With safe-string, only bytes may be modified, not string. However, I get the following warnings when I try to duplicate the above example under -safe-string:

utop # let b = Bytes.make 3 '\000';;
val b : bytes = Bytes.of_string "\000\000\000"

utop # b.[0] <- 'f';;
Characters 0-12:
Warning 3: deprecated: String.set
Use Bytes.set instead.
Characters 0-12:
Warning 3: deprecated: String.set
Use Bytes.set instead.
- : unit = ()

Is the a.[b] <- c operator being deprecated altogether? Or will it eventually be an alias for Bytes.set instead of String.set?

3 Likes

Though it doesn’t answer your question (and I would also like to know, what are the plans of our benevolent compiler developers with respect to the behavior of the indexing operators) there is a partial solution (a workaround) that will enable indexing operators for bytes.

The indexing operators, are not actually operators, but rather a syntax, or syntactic sugar, if you would like. A construct x.[n] <- v is translated by the parser into String.set x n v, correspondingly delimiting the index with () or {} will change the module to Array and Bigarray (and the number of indices inside of the curly braces correspondingly picks the right submodule in the Bigarray module, i.e., Array1 till Array3 and Genarray).

Thus, if you will somehow shadow the definition of the String module with your own definition, that has the set and get operations remapped to the bytes type, you can use the convenient indexing operators. The main problem here is that it will disable the same syntax for strings (that might be a good idea). Another problem is that we need to re-export the rest of the String module in the shadow definition.

My personal solution would be to add a module that has only the get/set functions, and open it as local as possible.

module Bytes : sig 
   ....
  module String : sig 
      val get : bytes -> int -> char
      val set : bytes -> int -> char -> unit
  end

  module Syntax : sig 
    module String : sig
      val get : bytes -> int -> char
      val set : bytes -> int -> char -> unit
    end
  end
end

Note, that I’ve exported it twice so that the notation would be available by opening the whole bytes module, e.g.,

Bytes.(foo.[0] <- 'f')

But since it will pollute the namespace with too many definitions, that is not nice, especially if you would like to extend the scope of the bytes notation a little bit further. In that case, we can do:

let test () = 
   let open Bytes.Syntax in
   s.[0] <- 'f';
   s.[1] <- 'o';
   s.[2] <- 'o';

Note, that in the scope of the Bytes.Syntax and Bytes the String module is disabled. That could be considered both as a bane of a boon, depending on whom you’re asking.

1 Like

I would advise to use the new extended indexing operators (added in 4.06.0):

let ( .%[]<- ) = Bytes.set
let ( .%[] ) = Bytes.get

rather than the old trick of redefining String.set/get; even more so since it is so easy to forget to add the unsafe get/set variant in String and ends up with code which breaks with the -unsafe option.
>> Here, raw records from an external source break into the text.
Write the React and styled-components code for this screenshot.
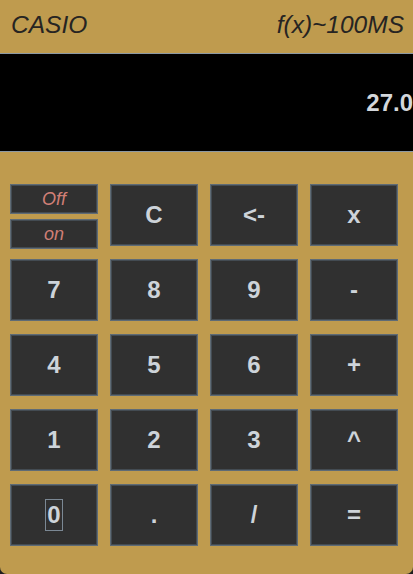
import React from 'react';
import styled, { createGlobalStyle, css } from 'styled-components';

const Gold = '#bf9b4e'

const GlobalStyle = createGlobalStyle`
  html, body {
    margin: 0;
    padding: 0;
    background: #1e1e1e;
    overflow: hidden;
  }
  * { box-sizing: border-box; }
`

const keys = [
    ['C', '<-', 'x'],
    ['7', '8', '9', '-'],
    ['4', '5', '6', '+'],
    ['1', '2', '3', '^'],
    ['0', '.', '/', '='],
]

const App = () => (
    <>
        <GlobalStyle/>
        <Calculator>
            <Header>
                <Brand>CASIO</Brand>
                <Brand>f(x)~100MS</Brand>
            </Header>
            <Display>27.0</Display>
            <Keypad>
                <PowerStack>
                    <PowerKey>Off</PowerKey>
                    <PowerKey>on</PowerKey>
                </PowerStack>
                {keys.flat().map((label, i) =>
                    <Key key={i}>
                        {label === '0' ? <Focused>{label}</Focused> : label}
                    </Key>
                )}
            </Keypad>
        </Calculator>
    </>
)

const Calculator = styled.div`
  width: 413px;
  height: 574px;
  background: ${Gold};
  border-radius: 0 0 7px 7px;
  overflow: hidden;
  display: flex;
  flex-direction: column;
  font-family: "Liberation Sans", Arial, sans-serif;
`

const Header = styled.header`
  height: 53px;
  display: flex;
  justify-content: space-between;
  align-items: center;
  padding: 0 9px 0 11px;
`

const Brand = styled.span`
  font-size: 24.5px;
  font-style: italic;
  color: #262422;
  padding-bottom: 3px;
`

const Display = styled.div`
  height: 99px;
  background: #000;
  border-top: 1px solid #8d99a3;
  border-bottom: 1px solid #8d99a3;
  display: flex;
  align-items: center;
  justify-content: flex-end;
  color: #d3d7db;
  font-size: 24px;
  font-weight: bold;
  padding-top: 1px;
`

const Keypad = styled.div`
  display: grid;
  grid-template-columns: repeat(4, 88px);
  grid-template-rows: repeat(5, 62px);
  column-gap: 12px;
  row-gap: 13px;
  padding: 32px 0 0 10px;
`

const keyFace = css`
  background: #303030;
  border: 1px solid #5f6b75;
  box-shadow: inset 0 0 0 1px #434b52;
  display: flex;
  align-items: center;
  justify-content: center;
`

const Key = styled.div`
  ${keyFace};
  color: #cdd3d9;
  font-size: 24px;
  font-weight: bold;
`

const PowerStack = styled.div`
  display: flex;
  flex-direction: column;
  gap: 5px;
  height: 65px;
`

const PowerKey = styled.div`
  ${keyFace};
  height: 30px;
  color: #cf7f76;
  font-size: 18px;
  font-style: italic;
`

const Focused = styled.span`
  border: 1px solid #7b8894;
  padding: 2px 1px 1px;
  line-height: 1.1;
`

export default App
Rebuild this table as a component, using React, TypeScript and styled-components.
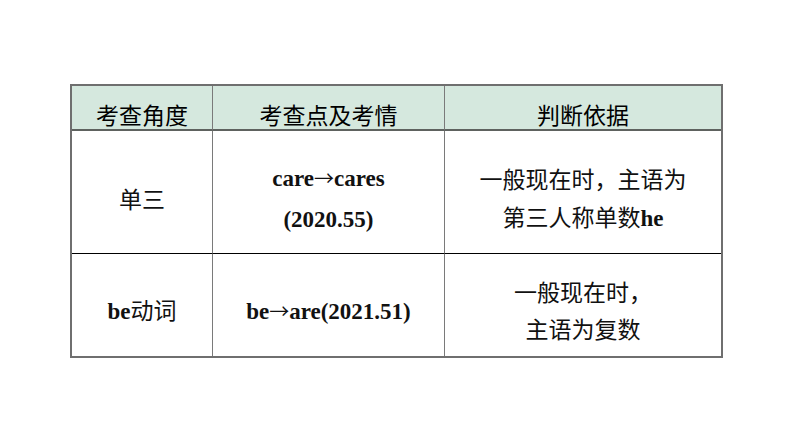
import type {ReactNode} from 'react'
import styled, {createGlobalStyle} from 'styled-components'

const GlobalStyle = createGlobalStyle`
  html, body {
    margin: 0;
    padding: 0;
    background: #fff;
  }
  body {
    font-family: "Noto Sans CJK SC", "Liberation Sans", sans-serif;
    color: #000;
  }
`

type Row = {
  angle: ReactNode
  point: ReactNode[]
  basis: ReactNode[]
  pad: number
  lineHeight: number
}

const getRows = (): Row[] => [
  {
    angle: '单三',
    point: [
      <Latin key='a'>care<Arrow>→</Arrow>cares</Latin>,
      <Latin key='b'>(2020.55)</Latin>,
    ],
    basis: ['一般现在时，主语为', <span key='b'>第三人称单数<Latin>he</Latin></span>],
    pad: 12,
    lineHeight: 38,
  },
  {
    angle: <span><Latin>be</Latin>动词</span>,
    point: [<Latin key='a'>be<Arrow>→</Arrow>are(2021.51)</Latin>],
    basis: ['一般现在时，', '主语为复数'],
    pad: 10,
    lineHeight: 37,
  },
]

const App = () => {
  const rows = getRows()
  return (
    <Page>
      <GlobalStyle />
      <Table>
        <HeadCell>考查角度</HeadCell>
        <HeadCell $divider>考查点及考情</HeadCell>
        <HeadCell $divider>判断依据</HeadCell>
        {rows.map((row, i) => {
          const last = i === rows.length - 1
          return [
            <BodyCell key={`a${i}`} $pad={row.pad} $last={last} $lh={row.lineHeight}>
              <Line>{row.angle}</Line>
            </BodyCell>,
            <BodyCell key={`b${i}`} $divider $pad={row.pad} $last={last} $lh={row.lineHeight}>
              {row.point.map((p, j) => <Line key={j}>{p}</Line>)}
            </BodyCell>,
            <BodyCell key={`c${i}`} $divider $pad={row.pad} $last={last} $lh={row.lineHeight}>
              {row.basis.map((p, j) => <Line key={j}>{p}</Line>)}
            </BodyCell>,
          ]
        })}
      </Table>
    </Page>
  )
}

export default App

const Page = styled.div`
  width: 794px;
  height: 447px;
  padding: 84px 0 0 70px;
  box-sizing: border-box;
`

const Table = styled.div`
  width: 653px;
  box-sizing: border-box;
  border: 2px solid #6f6f6f;
  display: grid;
  grid-template-columns: 140px 232px 277px;
  grid-template-rows: 45px 123px 102px;
`

const Cell = styled.div<{$divider?: boolean}>`
  box-sizing: border-box;
  display: flex;
  flex-direction: column;
  align-items: center;
  justify-content: center;
  font-size: 23px;
  border-left: ${p => (p.$divider ? '1px solid #7a7a7a' : 'none')};
`

const HeadCell = styled(Cell)`
  background: #d5e8de;
  border-bottom: 2px solid #5e625f;
  padding-top: 13px;
  color: #000;
`

const BodyCell = styled(Cell)<{$pad: number; $last: boolean; $lh: number}>`
  padding-top: ${p => p.$pad}px;
  border-bottom: ${p => (p.$last ? 'none' : '1px solid #000')};
  line-height: ${p => p.$lh}px;
  color: #111;
`

const Line = styled.div`
  white-space: nowrap;
`

const Latin = styled.span`
  font-family: "Liberation Serif", "Times New Roman", serif;
  font-weight: bold;
  font-size: 23px;
`

const Arrow = styled.span`
  font-family: "Noto Sans CJK SC", sans-serif;
  font-weight: 400;
  font-size: 20px;
`
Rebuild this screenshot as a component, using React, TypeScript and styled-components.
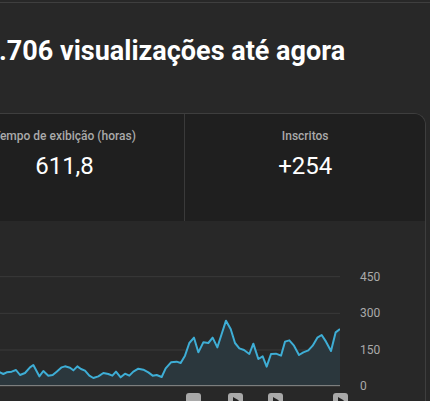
import styled, { createGlobalStyle } from "styled-components";

const GlobalStyle = createGlobalStyle`
  html, body {
    margin: 0;
    background: #282828;
  }
  body {
    font-family: Roboto, "Noto Sans", "Liberation Sans", sans-serif;
    overflow: hidden;
  }
`;

const Page = styled.div`
  width: 430px;
  height: 401px;
  overflow: hidden;
  background: #282828;
`;

const TopRule = styled.div`
  margin-top: 2px;
  border-top: 1px solid #3f3f3f;
`;

// the view is a crop of a wider page, so the column starts off-screen
const Content = styled.main`
  width: 723px;
  margin-left: -297px;
  display: flex;
  flex-direction: column;
`;

const Title = styled.h1`
  margin: 32px 0 46px;
  font-size: 27px;
  line-height: 32px;
  font-weight: 700;
  color: #fff;
  text-align: center;
  white-space: nowrap;
`;

const Card = styled.section`
  border: 1px solid #3e3e3e;
  border-bottom: none;
  border-radius: 12px 12px 0 0;
  overflow: hidden;
`;

const Metrics = styled.div`
  display: flex;
  height: 107px;
  background: #1f1f1f;
`;

const Metric = styled.div`
  flex: 1;
  padding-top: 14px;
  text-align: center;

  & + & {
    border-left: 1px solid #3a3a3a;
  }
`;

const Label = styled.div`
  font-size: 12px;
  line-height: 16px;
  font-weight: 500;
  color: #aaaaaa;
`;

const Value = styled.div`
  margin-top: 6px;
  font-size: 24px;
  line-height: 32px;
  color: #ffffff;
`;

const ChartSection = styled.div`
  display: flex;
  padding: 48px 0 0 24px;
  background: #282828;
`;

const Plot = styled.div`
  display: flex;
  flex-direction: column;
  width: 612px;
`;

const Axis = styled.div`
  display: flex;
  flex-direction: column;
  justify-content: space-between;
  height: 125px;
  margin-left: 20px;
`;

const Tick = styled.span`
  font-size: 12px;
  line-height: 16px;
  color: #aaaaaa;
`;

const MarkerStrip = styled.div`
  position: relative;
  height: 15px;
  margin-top: 6px;
`;

const Marker = styled.div<{ $x: number }>`
  position: absolute;
  top: 0;
  left: ${(p) => p.$x}px;
  width: 15px;
  height: 15px;
  border-radius: 3px;
  background: #a9a9a9;
  display: flex;
  align-items: center;
  justify-content: center;
`;

// chart points in 1/3 px units, x = 0 at the left edge of the window
const points: [number, number][] = [
  [-816, 438], [-780, 432], [-745, 440], [-710, 428], [-675, 436], [-640, 425],
  [-600, 440], [-565, 430], [-530, 436], [-490, 422], [-455, 438], [-420, 430],
  [-385, 442], [-350, 428], [-315, 434], [-280, 420], [-245, 436], [-210, 426],
  [-175, 440], [-140, 428], [-105, 434], [-70, 424], [-35, 438], [-15, 428],
  [0, 430], [10, 435], [20, 430], [35, 428], [48, 423], [60, 438], [75, 432],
  [90, 415], [100, 408], [118, 442], [130, 426], [145, 440], [158, 438],
  [170, 428], [185, 415], [195, 412], [210, 416], [220, 424], [232, 412],
  [243, 420], [255, 425], [268, 440], [280, 447], [295, 442], [310, 432],
  [325, 435], [337, 440], [348, 428], [362, 445], [375, 434], [388, 440],
  [400, 428], [415, 419], [430, 422], [445, 430], [458, 440], [470, 438],
  [485, 444], [497, 418], [513, 400], [530, 398], [542, 402], [555, 380],
  [568, 342], [582, 326], [595, 370], [610, 340], [625, 342], [638, 326],
  [652, 355], [665, 315], [678, 275], [692, 300], [705, 342], [718, 358],
  [732, 363], [748, 375], [760, 344], [775, 390], [788, 382], [800, 413],
  [813, 375], [828, 374], [843, 380], [855, 338], [868, 334], [882, 350],
  [897, 378], [910, 370], [925, 364], [938, 350], [952, 326], [965, 318],
  [978, 338], [993, 366], [1007, 310], [1020, 300],
];

const grid = [143, 253, 363];
const base = 470;

function ViewsChart() {
  const line = points.map(([x, y], i) => `${i ? "L" : "M"}${x} ${y}`).join(" ");
  const area = `${line} L1020 ${base} L-816 ${base} Z`;
  return (
    <svg width="612" height="118" viewBox="-816 120 1836 354">
      {grid.map((y) => (
        <line key={y} x1="-816" x2="1020" y1={y} y2={y} stroke="#3a3a3a" strokeWidth="3" />
      ))}
      <path d={area} fill="#2b373d" />
      <path d={line} fill="none" stroke="#3eaed6" strokeWidth="6" strokeLinejoin="round" />
      <line x1="-816" x2="1020" y1={base} y2={base} stroke="#8c8c8c" strokeWidth="3" />
    </svg>
  );
}

function Play() {
  return (
    <svg width="9" height="9" viewBox="0 0 9 9">
      <path d="M2 1 L8 4.5 L2 8 Z" fill="#222" />
    </svg>
  );
}

const markers = [458, 500, 540, 605];

export default function App() {
  return (
    <Page>
      <GlobalStyle />
      <TopRule />
      <Content>
        <Title>Seu vídeo teve 11.706 visualizações até agora</Title>
        <Card>
          <Metrics>
            <Metric>
              <Label>Visualizações</Label>
              <Value>11,7 mil</Value>
            </Metric>
            <Metric>
              <Label>Tempo de exibição (horas)</Label>
              <Value>611,8</Value>
            </Metric>
            <Metric>
              <Label>Inscritos</Label>
              <Value>+254</Value>
            </Metric>
          </Metrics>
          <ChartSection>
            <Plot>
              <ViewsChart />
              <MarkerStrip>
                {markers.map((x, i) => (
                  <Marker key={x} $x={x}>
                    {i === 0 ? null : <Play />}
                  </Marker>
                ))}
              </MarkerStrip>
            </Plot>
            <Axis>
              <Tick>450</Tick>
              <Tick>300</Tick>
              <Tick>150</Tick>
              <Tick>0</Tick>
            </Axis>
          </ChartSection>
        </Card>
      </Content>
    </Page>
  );
}
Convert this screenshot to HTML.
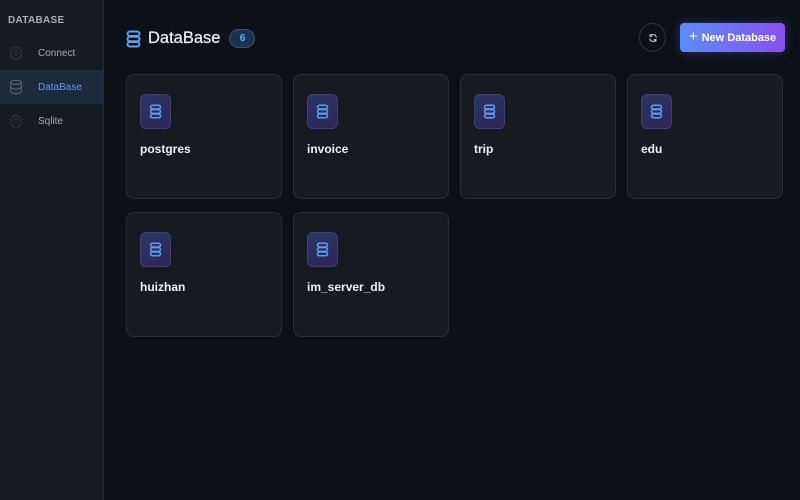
<!DOCTYPE html>
<html><head><meta charset="utf-8"><style>
*{margin:0;padding:0;box-sizing:border-box}
body{width:800px;height:500px;overflow:hidden;background:#0d1017;font-family:"Liberation Sans",sans-serif;position:relative}
.side{position:absolute;left:0;top:0;width:104px;height:500px;background:#161a22;border-right:1px solid #262b35}
.side h6{position:absolute;left:8px;top:15px;font-size:10px;font-weight:bold;color:#a8adb6;letter-spacing:.3px}
.item{position:absolute;left:0;width:103px;height:34px;display:flex;align-items:center;font-size:10px;color:#a7acb5}
.item svg{position:absolute;left:8px;top:9px}
.item span{position:absolute;left:38px}
.item.act{background:#1b2a3d}
.item.act span{color:#5ea0ec}
.title{position:absolute;left:126px;top:29px;display:flex;align-items:center}
.title span{font-size:16.5px;color:#f0f2f5;margin-left:7px;-webkit-text-stroke:.2px #f0f2f5}
.badge{margin-left:9px;width:26px;height:19px;border-radius:10px;background:#1b3353;border:1px solid #335479;color:#6aaaf3;font-size:10px;font-weight:bold;display:flex;align-items:center;justify-content:center}
.ref{position:absolute;left:639px;top:23px;width:27px;height:29px;border-radius:50%;border:1px solid #2f3440;display:flex;align-items:center;justify-content:center}
.btn{position:absolute;left:680px;top:23px;width:105px;height:29px;border-radius:4px;background:linear-gradient(90deg,#5b8ef8,#8a4ff0);color:#fff;font-size:11px;font-weight:bold;display:flex;align-items:center;justify-content:center;box-shadow:0 0 10px rgba(100,110,250,.35)}
.btn i{font-style:normal;font-weight:normal;font-size:15px;margin-right:4px;margin-top:-2px}
.card{position:absolute;width:156px;height:125px;border:1px solid #2a2e37;border-radius:8px;background:#171a21}
.ic{position:absolute;left:13px;top:19px;width:31px;height:35px;border-radius:6px;background:linear-gradient(160deg,#2a3566,#2e2656);border:1px solid #3a4275;display:flex;align-items:center;justify-content:center}
.card b{position:absolute;left:13px;top:67px;font-size:12px;color:#eef0f3}
</style></head><body>
<div class="side">
<h6>DATABASE</h6>
<div class="item" style="top:36px"><svg width="16" height="16" viewBox="0 0 24 24" fill="none" stroke="#30343d" stroke-width="1.5"><circle cx="12" cy="12" r="3"/><path d="M12 2l2 3 3.5-1 .5 3.5 3 2-2 3 2 3-3 2-.5 3.5-3.5-1-2 3-2-3-3.5 1L6 17.5l-3-2 2-3-2-3 3-2L6.5 4l3.5 1z"/></svg><span>Connect</span></div>
<div class="item act" style="top:70px"><svg width="16" height="16" viewBox="0 0 24 24" fill="none" stroke="#5d636e" stroke-width="1.6"><ellipse cx="12" cy="5" rx="8" ry="3"/><path d="M4 5v14c0 1.7 3.6 3 8 3s8-1.3 8-3V5M4 12c0 1.7 3.6 3 8 3s8-1.3 8-3"/></svg><span>DataBase</span></div>
<div class="item" style="top:104px"><svg width="16" height="16" viewBox="0 0 24 24" fill="none" stroke="#30343d" stroke-width="1.5"><circle cx="12" cy="12" r="3"/><path d="M12 2l2 3 3.5-1 .5 3.5 3 2-2 3 2 3-3 2-.5 3.5-3.5-1-2 3-2-3-3.5 1L6 17.5l-3-2 2-3-2-3 3-2L6.5 4l3.5 1z"/></svg><span>Sqlite</span></div>
</div>
<div class="title"><svg width="15" height="18" viewBox="0 0 20 24" fill="none" stroke="#5ea0ec" stroke-width="2.6"><rect x="2" y="2" width="16" height="6" rx="3"/><rect x="2" y="9" width="16" height="6" rx="3"/><rect x="2" y="16" width="16" height="6" rx="3"/></svg><span>DataBase</span><div class="badge">6</div></div>
<div class="ref"><svg width="10" height="10" viewBox="0 0 24 24" fill="none" stroke="#c8ccd3" stroke-width="2.5"><path d="M20 11A8 8 0 0 0 5 8M4 13a8 8 0 0 0 15 3"/><path d="M5 3v5h5M19 21v-5h-5"/></svg></div>
<div class="btn"><i>+</i>New Database</div>
<div class="card" style="left:126px;top:74px"><div class="ic"><svg width="13" height="15" viewBox="0 0 20 24" fill="none" stroke="#5e9ef0" stroke-width="2.4"><rect x="2" y="2" width="16" height="6" rx="3"/><rect x="2" y="9" width="16" height="6" rx="3"/><rect x="2" y="16" width="16" height="6" rx="3"/></svg></div><b>postgres</b></div>
<div class="card" style="left:293px;top:74px"><div class="ic"><svg width="13" height="15" viewBox="0 0 20 24" fill="none" stroke="#5e9ef0" stroke-width="2.4"><rect x="2" y="2" width="16" height="6" rx="3"/><rect x="2" y="9" width="16" height="6" rx="3"/><rect x="2" y="16" width="16" height="6" rx="3"/></svg></div><b>invoice</b></div>
<div class="card" style="left:460px;top:74px"><div class="ic"><svg width="13" height="15" viewBox="0 0 20 24" fill="none" stroke="#5e9ef0" stroke-width="2.4"><rect x="2" y="2" width="16" height="6" rx="3"/><rect x="2" y="9" width="16" height="6" rx="3"/><rect x="2" y="16" width="16" height="6" rx="3"/></svg></div><b>trip</b></div>
<div class="card" style="left:627px;top:74px"><div class="ic"><svg width="13" height="15" viewBox="0 0 20 24" fill="none" stroke="#5e9ef0" stroke-width="2.4"><rect x="2" y="2" width="16" height="6" rx="3"/><rect x="2" y="9" width="16" height="6" rx="3"/><rect x="2" y="16" width="16" height="6" rx="3"/></svg></div><b>edu</b></div>
<div class="card" style="left:126px;top:212px"><div class="ic"><svg width="13" height="15" viewBox="0 0 20 24" fill="none" stroke="#5e9ef0" stroke-width="2.4"><rect x="2" y="2" width="16" height="6" rx="3"/><rect x="2" y="9" width="16" height="6" rx="3"/><rect x="2" y="16" width="16" height="6" rx="3"/></svg></div><b>huizhan</b></div>
<div class="card" style="left:293px;top:212px"><div class="ic"><svg width="13" height="15" viewBox="0 0 20 24" fill="none" stroke="#5e9ef0" stroke-width="2.4"><rect x="2" y="2" width="16" height="6" rx="3"/><rect x="2" y="9" width="16" height="6" rx="3"/><rect x="2" y="16" width="16" height="6" rx="3"/></svg></div><b>im_server_db</b></div>
</body></html>
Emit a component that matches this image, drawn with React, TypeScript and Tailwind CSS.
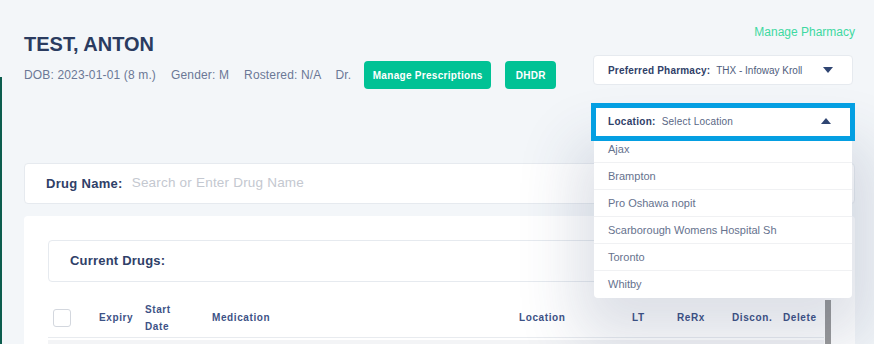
import React from 'react';

const locations = ['Ajax', 'Brampton', 'Pro Oshawa nopit', 'Scarborough Womens Hospital Sh', 'Toronto', 'Whitby'];

const Caret = ({ up }: { up?: boolean }) => (
  <svg width="10" height="6" viewBox="0 0 10 6" className="shrink-0">
    <path d={up ? 'M0 6 L5 0 L10 6 Z' : 'M0 0 L10 0 L5 6 Z'} fill="#2f4572" />
  </svg>
);

const App: React.FC = () => {
  return (
    <div className="w-[874px] h-[344px] overflow-hidden bg-[#f3f6f9] flex font-['Liberation_Sans',Arial,sans-serif]">
      {/* sidebar edge */}
      <div className="w-[2px] mt-[77px] bg-[#0c5d4e] shrink-0" />

      <div className="flex-1 pl-[22px] pr-[19px] flex flex-col">
        {/* Header */}
        <div className="shrink-0 flex justify-between pt-[25px]">
          <div className="mt-[7px]">
            <h1 className="text-[20px] leading-[24px] font-bold text-[#2a3b60]">TEST, ANTON</h1>
            <div className="mt-[5px] h-[28px] flex items-center text-[12px] tracking-[0.15px] text-[#6b7896]">
              <span>DOB: 2023-01-01 (8 m.)</span>
              <span className="ml-[15px]">Gender: M</span>
              <span className="ml-[15px]">Rostered: N/A</span>
              <span className="ml-[14px]">Dr.</span>
              <button className="ml-[13px] h-[28px] w-[127px] rounded-[4px] bg-[#00c295] text-white text-[10px] font-bold tracking-[0.3px]">
                Manage Prescriptions
              </button>
              <button className="ml-[14px] h-[28px] w-[51px] rounded-[4px] bg-[#00c295] text-white text-[10px] font-bold tracking-[0.3px]">
                DHDR
              </button>
            </div>
          </div>

          <div className="w-[260px] mr-[2px] flex flex-col">
            <a className="self-end -mr-[2px] text-[12px] leading-[14px] text-[#3ed9a1]">Manage Pharmacy</a>
            <div className="mt-[16px] h-[30px] bg-white border border-[#e6eaef] rounded-[4px] flex items-center justify-between pl-[14px] pr-[19px] text-[10px]">
              <span>
                <span className="font-bold text-[#2f4068] tracking-[0.2px]">Preferred Pharmacy:</span>
                <span className="ml-[6px] text-[#4f5d7d]">THX - Infoway Kroll</span>
              </span>
              <Caret />
            </div>
            <div className="relative mt-[18px] -mx-[2px]">
              <div className="relative z-20 h-[38px] bg-white border-[5px] border-[#049fe2] flex items-center justify-between pl-[12px] pr-[19px] pb-[2px] text-[10px]">
                <span>
                  <span className="font-bold text-[#2f4068] tracking-[0.3px]">Location:</span>
                  <span className="ml-[6px] text-[#5a6784] tracking-[0.2px]">Select Location</span>
                </span>
                <Caret up />
              </div>
              <ul className="absolute z-10 left-[3px] right-[3px] top-[33px] bg-white rounded-b-[4px] shadow-[0_25px_60px_18px_rgba(45,65,105,0.16)]">
                {locations.map((loc, i) => (
                  <li
                    key={loc}
                    className={`h-[27px] flex items-center pl-[14px] text-[11px] text-[#66728e] ${
                      i < locations.length - 1 ? 'border-b border-[#f0f1f3]' : ''
                    }`}
                  >
                    {loc}
                  </li>
                ))}
              </ul>
            </div>
          </div>
        </div>

        {/* Drug search */}
        <div className="shrink-0 mt-[22px] h-[41px] bg-white border border-[#e6eaef] rounded-[4px] flex items-center pl-[21px]">
          <span className="text-[13px] font-bold tracking-[0.3px] text-[#2f4068]">Drug Name:</span>
          <span className="ml-[9px] text-[13.5px] tracking-[0.2px] text-[#c4c8d0]">Search or Enter Drug Name</span>
        </div>

        {/* Current drugs panel */}
        <div className="shrink-0 mt-[12px] h-[200px] bg-white rounded-[4px] px-[24px] pt-[24px]">
          <div className="h-[42px] border border-[#e6eaef] rounded-[4px] flex items-center pl-[21px] text-[13px] font-bold tracking-[0.2px] text-[#2f4068]">
            Current Drugs:
          </div>
          <div className="mt-[16px] flex">
            <div className="flex-1">
              <div className="h-[40px] pl-[5px] grid grid-cols-[46px_46px_67px_307px_113px_45px_55px_51px_1fr] items-center border-b border-[#e8ebef] text-[10px] font-bold tracking-[0.6px] text-[#3d5286]">
                <div className="w-[18px] h-[18px] border border-[#d3d7de] rounded-[3px] bg-white" />
                <span>Expiry</span>
                <span className="leading-[17px]">
                  Start
                  <br />
                  Date
                </span>
                <span>Medication</span>
                <span>Location</span>
                <span>LT</span>
                <span>ReRx</span>
                <span>Discon.</span>
                <span>Delete</span>
              </div>
              <div className="mt-[2px] h-[20px] bg-[#f3f4f6]" />
            </div>
            <div className="w-[6px] mt-[2px] ml-[1px] bg-[#9a9a9a]" />
          </div>
        </div>
      </div>
    </div>
  );
};

export default App;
Disclaimer: I am certainly very biased towards the new extended indexing operator syntax

5 Likes

I would agree, but it is not always an option, especially if you’re trying to write code that works on older versions of the compiler.

Can you elaborate a little more?

P.S. it should be Bytes.get not Byte.get, same for set

When the -unsafe option is enabled a.[x] (resp. a.[x] <- y) is translated to String.unsafe_get a x (resp. String.unsafe_set a x y) rather than String.get (resp. String.set), and the same thing happens for array and bigarray indexing.

Consequently, it is probably safer to always redefine the pair get/unsafe_get (resp. set/unsafe_set) simultaneously. Otherwise, it could lead to surprising bug dependent on the compiler flags.

p.s.: I have fixed the type Byte typo, thanks!

3 Likes

This is all yet more evidence that Modular Implicits will be a really big deal…

I don’t remember if something was decided for a.[foo] <- bar. Would someone be willing to open a Mantis issue to propose/ask to rebind it to Bytes.set instead of String.set?

There was a PR to remap (.[]<-) to Bytes.set in presence of -safe-string but it was closed and lost during the chaotic history of the initial user-defined indexing operator PR.

1 Like

Defining an operator looks like a reasonable solution. I’ve been trying to port my codebase to 4.06.1, a lot of bytes related changes have to be made to old code, and sometimes it can break them of course. A lot of old libraries have some kind of an wrapper around String / IO functions that you’d have to change to bytes or do even more changes… :confused: